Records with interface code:
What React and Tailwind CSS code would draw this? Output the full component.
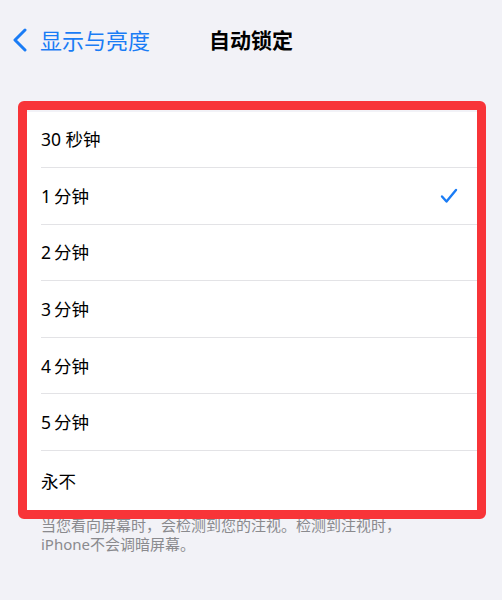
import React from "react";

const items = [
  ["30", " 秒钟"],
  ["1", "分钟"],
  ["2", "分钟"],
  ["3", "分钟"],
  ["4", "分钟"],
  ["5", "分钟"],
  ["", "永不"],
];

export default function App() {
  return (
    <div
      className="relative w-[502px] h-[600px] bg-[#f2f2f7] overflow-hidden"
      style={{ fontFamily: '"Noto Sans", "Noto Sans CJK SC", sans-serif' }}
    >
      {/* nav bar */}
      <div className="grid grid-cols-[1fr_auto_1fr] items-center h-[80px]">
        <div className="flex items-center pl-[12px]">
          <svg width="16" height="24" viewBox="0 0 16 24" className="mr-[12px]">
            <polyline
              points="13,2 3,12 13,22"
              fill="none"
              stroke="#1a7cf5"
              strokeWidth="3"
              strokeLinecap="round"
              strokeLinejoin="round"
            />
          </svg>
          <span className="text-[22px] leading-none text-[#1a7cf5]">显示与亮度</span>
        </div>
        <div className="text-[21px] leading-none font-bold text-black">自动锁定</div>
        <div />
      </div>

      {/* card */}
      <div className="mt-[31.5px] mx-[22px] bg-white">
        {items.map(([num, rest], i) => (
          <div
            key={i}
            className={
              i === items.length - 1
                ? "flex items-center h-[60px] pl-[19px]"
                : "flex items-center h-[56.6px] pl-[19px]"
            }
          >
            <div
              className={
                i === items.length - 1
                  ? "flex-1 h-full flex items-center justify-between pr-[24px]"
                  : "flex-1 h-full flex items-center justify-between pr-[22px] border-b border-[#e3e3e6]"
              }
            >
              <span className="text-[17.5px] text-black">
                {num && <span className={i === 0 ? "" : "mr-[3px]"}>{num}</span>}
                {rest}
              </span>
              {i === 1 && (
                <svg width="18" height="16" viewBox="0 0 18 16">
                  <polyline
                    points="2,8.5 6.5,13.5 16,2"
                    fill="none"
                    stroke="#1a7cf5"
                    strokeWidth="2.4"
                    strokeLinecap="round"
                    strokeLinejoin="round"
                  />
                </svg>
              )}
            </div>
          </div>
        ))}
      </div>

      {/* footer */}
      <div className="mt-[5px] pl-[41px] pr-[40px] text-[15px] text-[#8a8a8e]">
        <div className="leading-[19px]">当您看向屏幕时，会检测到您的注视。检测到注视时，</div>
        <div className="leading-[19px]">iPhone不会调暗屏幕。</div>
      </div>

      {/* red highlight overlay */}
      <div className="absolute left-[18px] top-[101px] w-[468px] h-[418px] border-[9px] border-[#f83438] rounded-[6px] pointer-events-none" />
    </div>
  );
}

...

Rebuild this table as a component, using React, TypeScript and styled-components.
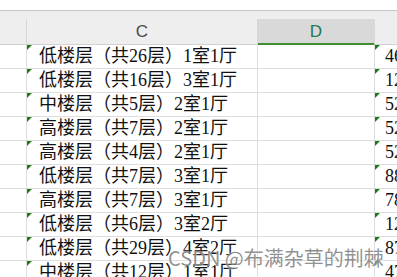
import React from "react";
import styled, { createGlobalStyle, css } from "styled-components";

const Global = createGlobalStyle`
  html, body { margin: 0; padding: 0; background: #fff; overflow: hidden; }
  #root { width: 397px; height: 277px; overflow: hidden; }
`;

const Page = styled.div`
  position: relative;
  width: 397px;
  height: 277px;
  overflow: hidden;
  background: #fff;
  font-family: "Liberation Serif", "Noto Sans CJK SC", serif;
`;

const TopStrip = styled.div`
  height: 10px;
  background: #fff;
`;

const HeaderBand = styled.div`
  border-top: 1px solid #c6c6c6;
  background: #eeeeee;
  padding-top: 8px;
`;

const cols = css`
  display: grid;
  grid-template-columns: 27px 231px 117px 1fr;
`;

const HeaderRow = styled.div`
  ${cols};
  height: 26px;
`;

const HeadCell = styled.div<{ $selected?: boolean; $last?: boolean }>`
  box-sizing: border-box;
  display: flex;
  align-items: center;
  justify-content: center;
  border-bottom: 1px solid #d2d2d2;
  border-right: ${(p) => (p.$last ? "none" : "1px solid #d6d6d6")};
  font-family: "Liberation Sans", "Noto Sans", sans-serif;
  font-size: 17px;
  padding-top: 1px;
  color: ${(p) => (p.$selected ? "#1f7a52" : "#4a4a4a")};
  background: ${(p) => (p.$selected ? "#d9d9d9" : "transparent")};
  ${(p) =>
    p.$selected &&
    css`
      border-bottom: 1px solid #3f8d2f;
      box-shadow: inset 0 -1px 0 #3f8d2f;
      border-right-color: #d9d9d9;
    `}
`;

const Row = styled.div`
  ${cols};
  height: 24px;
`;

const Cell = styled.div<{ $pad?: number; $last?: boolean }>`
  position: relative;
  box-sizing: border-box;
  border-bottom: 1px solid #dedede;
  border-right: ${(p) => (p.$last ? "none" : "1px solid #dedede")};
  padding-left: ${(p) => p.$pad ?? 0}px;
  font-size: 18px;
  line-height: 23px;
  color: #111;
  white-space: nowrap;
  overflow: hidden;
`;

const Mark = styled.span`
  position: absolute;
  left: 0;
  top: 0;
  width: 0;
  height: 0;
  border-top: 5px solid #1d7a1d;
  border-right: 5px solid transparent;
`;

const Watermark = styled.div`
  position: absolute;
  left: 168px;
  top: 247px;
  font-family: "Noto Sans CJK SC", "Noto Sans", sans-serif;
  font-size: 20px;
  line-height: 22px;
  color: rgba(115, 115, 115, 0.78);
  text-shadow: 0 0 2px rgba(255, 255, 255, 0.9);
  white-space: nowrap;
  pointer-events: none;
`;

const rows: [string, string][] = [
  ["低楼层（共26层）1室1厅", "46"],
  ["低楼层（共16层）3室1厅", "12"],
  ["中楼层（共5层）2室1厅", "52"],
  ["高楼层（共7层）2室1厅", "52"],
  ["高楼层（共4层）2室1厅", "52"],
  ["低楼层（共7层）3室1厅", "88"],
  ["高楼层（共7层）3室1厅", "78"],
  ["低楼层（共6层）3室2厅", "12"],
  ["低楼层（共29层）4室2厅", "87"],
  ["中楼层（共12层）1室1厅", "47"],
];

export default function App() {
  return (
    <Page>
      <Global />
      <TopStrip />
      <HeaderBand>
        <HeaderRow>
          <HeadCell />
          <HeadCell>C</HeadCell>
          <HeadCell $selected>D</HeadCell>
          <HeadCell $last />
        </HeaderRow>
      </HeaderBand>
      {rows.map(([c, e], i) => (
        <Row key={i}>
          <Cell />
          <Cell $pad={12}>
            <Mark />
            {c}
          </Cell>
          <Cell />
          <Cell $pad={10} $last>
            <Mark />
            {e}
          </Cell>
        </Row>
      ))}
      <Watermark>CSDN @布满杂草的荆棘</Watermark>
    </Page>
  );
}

What to work on: A number is the only answer here: how many lines of the material above contain "styled"?

Task response: 11